**Directions**
Output every line of the material exactly, omitting images.

**Source material**
## begin

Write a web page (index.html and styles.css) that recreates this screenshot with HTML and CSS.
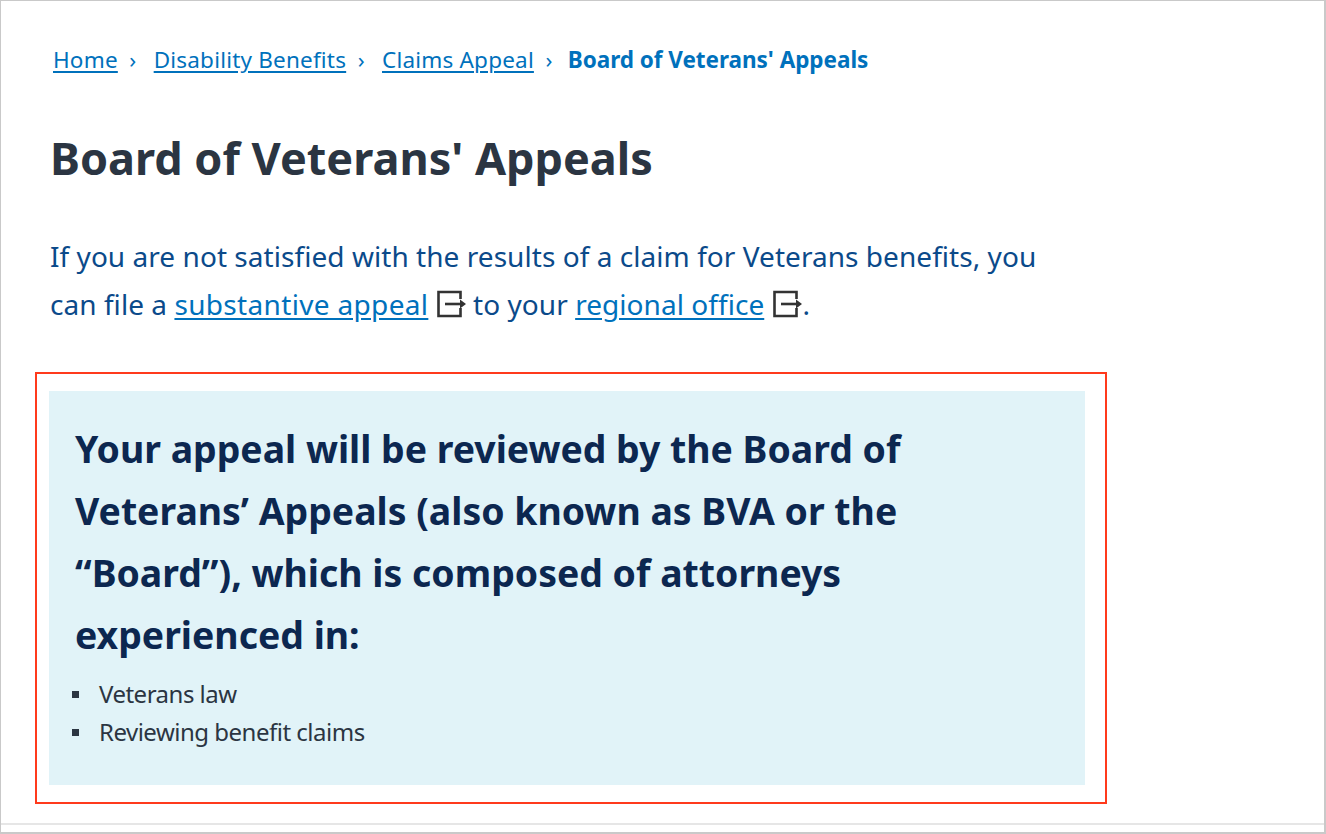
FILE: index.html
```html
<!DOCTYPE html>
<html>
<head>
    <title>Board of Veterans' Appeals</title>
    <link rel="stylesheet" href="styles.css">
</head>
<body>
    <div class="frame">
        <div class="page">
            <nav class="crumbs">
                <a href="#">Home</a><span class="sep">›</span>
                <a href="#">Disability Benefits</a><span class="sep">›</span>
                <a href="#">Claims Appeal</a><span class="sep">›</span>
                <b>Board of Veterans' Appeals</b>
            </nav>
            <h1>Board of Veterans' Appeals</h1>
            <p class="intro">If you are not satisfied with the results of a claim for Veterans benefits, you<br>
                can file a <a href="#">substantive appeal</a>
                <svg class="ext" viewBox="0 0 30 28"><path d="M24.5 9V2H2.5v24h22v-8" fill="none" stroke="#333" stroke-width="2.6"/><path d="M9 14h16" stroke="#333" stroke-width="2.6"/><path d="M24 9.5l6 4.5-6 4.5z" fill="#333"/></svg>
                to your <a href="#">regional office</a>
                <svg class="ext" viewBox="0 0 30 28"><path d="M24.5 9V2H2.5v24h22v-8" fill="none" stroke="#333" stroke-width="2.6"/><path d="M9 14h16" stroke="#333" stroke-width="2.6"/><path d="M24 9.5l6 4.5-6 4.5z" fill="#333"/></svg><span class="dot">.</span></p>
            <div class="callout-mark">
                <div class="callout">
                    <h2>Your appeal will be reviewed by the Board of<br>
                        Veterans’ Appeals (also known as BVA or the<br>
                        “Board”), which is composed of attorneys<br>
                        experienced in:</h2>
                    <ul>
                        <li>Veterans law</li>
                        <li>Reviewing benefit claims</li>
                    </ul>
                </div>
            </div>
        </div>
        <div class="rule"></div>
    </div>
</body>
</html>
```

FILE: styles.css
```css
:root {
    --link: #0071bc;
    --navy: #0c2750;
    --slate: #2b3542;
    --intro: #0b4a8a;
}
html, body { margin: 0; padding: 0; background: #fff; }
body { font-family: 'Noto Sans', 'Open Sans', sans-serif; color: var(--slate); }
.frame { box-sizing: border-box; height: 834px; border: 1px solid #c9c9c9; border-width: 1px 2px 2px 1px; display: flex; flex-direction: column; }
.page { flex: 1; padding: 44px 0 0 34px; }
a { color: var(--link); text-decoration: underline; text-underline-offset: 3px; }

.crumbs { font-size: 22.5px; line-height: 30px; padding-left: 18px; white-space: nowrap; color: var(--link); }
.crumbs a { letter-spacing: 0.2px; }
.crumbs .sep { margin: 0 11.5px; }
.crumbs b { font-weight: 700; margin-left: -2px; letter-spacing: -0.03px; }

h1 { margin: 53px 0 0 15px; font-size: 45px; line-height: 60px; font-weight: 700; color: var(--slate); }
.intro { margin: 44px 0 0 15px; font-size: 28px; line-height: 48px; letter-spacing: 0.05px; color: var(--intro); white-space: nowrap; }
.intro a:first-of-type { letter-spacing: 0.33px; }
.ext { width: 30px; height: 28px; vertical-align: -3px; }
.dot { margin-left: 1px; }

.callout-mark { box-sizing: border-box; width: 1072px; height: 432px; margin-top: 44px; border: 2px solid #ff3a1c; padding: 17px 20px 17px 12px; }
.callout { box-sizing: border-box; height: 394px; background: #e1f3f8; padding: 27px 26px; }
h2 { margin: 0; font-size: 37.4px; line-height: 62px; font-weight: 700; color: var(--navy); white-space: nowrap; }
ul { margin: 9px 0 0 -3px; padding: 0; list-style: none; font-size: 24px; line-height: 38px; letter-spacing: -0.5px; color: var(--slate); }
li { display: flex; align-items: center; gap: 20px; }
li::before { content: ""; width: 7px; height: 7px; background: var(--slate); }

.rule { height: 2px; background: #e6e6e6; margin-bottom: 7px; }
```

## end

**Result of the task**
Write a web page (index.html and styles.css) that recreates this screenshot with HTML and CSS.
FILE: index.html
```html
<!DOCTYPE html>
<html>
<head>
    <title>Board of Veterans' Appeals</title>
    <link rel="stylesheet" href="styles.css">
</head>
<body>
    <div class="frame">
        <div class="page">
            <nav class="crumbs">
                <a href="#">Home</a><span class="sep">›</span>
                <a href="#">Disability Benefits</a><span class="sep">›</span>
                <a href="#">Claims Appeal</a><span class="sep">›</span>
                <b>Board of Veterans' Appeals</b>
            </nav>
            <h1>Board of Veterans' Appeals</h1>
            <p class="intro">If you are not satisfied with the results of a claim for Veterans benefits, you<br>
                can file a <a href="#">substantive appeal</a>
                <svg class="ext" viewBox="0 0 30 28"><path d="M24.5 9V2H2.5v24h22v-8" fill="none" stroke="#333" stroke-width="2.6"/><path d="M9 14h16" stroke="#333" stroke-width="2.6"/><path d="M24 9.5l6 4.5-6 4.5z" fill="#333"/></svg>
                to your <a href="#">regional office</a>
                <svg class="ext" viewBox="0 0 30 28"><path d="M24.5 9V2H2.5v24h22v-8" fill="none" stroke="#333" stroke-width="2.6"/><path d="M9 14h16" stroke="#333" stroke-width="2.6"/><path d="M24 9.5l6 4.5-6 4.5z" fill="#333"/></svg><span class="dot">.</span></p>
            <div class="callout-mark">
                <div class="callout">
                    <h2>Your appeal will be reviewed by the Board of<br>
                        Veterans’ Appeals (also known as BVA or the<br>
                        “Board”), which is composed of attorneys<br>
                        experienced in:</h2>
                    <ul>
                        <li>Veterans law</li>
                        <li>Reviewing benefit claims</li>
                    </ul>
                </div>
            </div>
        </div>
        <div class="rule"></div>
    </div>
</body>
</html>
```

FILE: styles.css
```css
:root {
    --link: #0071bc;
    --navy: #0c2750;
    --slate: #2b3542;
    --intro: #0b4a8a;
}
html, body { margin: 0; padding: 0; background: #fff; }
body { font-family: 'Noto Sans', 'Open Sans', sans-serif; color: var(--slate); }
.frame { box-sizing: border-box; height: 834px; border: 1px solid #c9c9c9; border-width: 1px 2px 2px 1px; display: flex; flex-direction: column; }
.page { flex: 1; padding: 44px 0 0 34px; }
a { color: var(--link); text-decoration: underline; text-underline-offset: 3px; }

.crumbs { font-size: 22.5px; line-height: 30px; padding-left: 18px; white-space: nowrap; color: var(--link); }
.crumbs a { letter-spacing: 0.2px; }
.crumbs .sep { margin: 0 11.5px; }
.crumbs b { font-weight: 700; margin-left: -2px; letter-spacing: -0.03px; }

h1 { margin: 53px 0 0 15px; font-size: 45px; line-height: 60px; font-weight: 700; color: var(--slate); }
.intro { margin: 44px 0 0 15px; font-size: 28px; line-height: 48px; letter-spacing: 0.05px; color: var(--intro); white-space: nowrap; }
.intro a:first-of-type { letter-spacing: 0.33px; }
.ext { width: 30px; height: 28px; vertical-align: -3px; }
.dot { margin-left: 1px; }

.callout-mark { box-sizing: border-box; width: 1072px; height: 432px; margin-top: 44px; border: 2px solid #ff3a1c; padding: 17px 20px 17px 12px; }
.callout { box-sizing: border-box; height: 394px; background: #e1f3f8; padding: 27px 26px; }
h2 { margin: 0; font-size: 37.4px; line-height: 62px; font-weight: 700; color: var(--navy); white-space: nowrap; }
ul { margin: 9px 0 0 -3px; padding: 0; list-style: none; font-size: 24px; line-height: 38px; letter-spacing: -0.5px; color: var(--slate); }
li { display: flex; align-items: center; gap: 20px; }
li::before { content: ""; width: 7px; height: 7px; background: var(--slate); }

.rule { height: 2px; background: #e6e6e6; margin-bottom: 7px; }
```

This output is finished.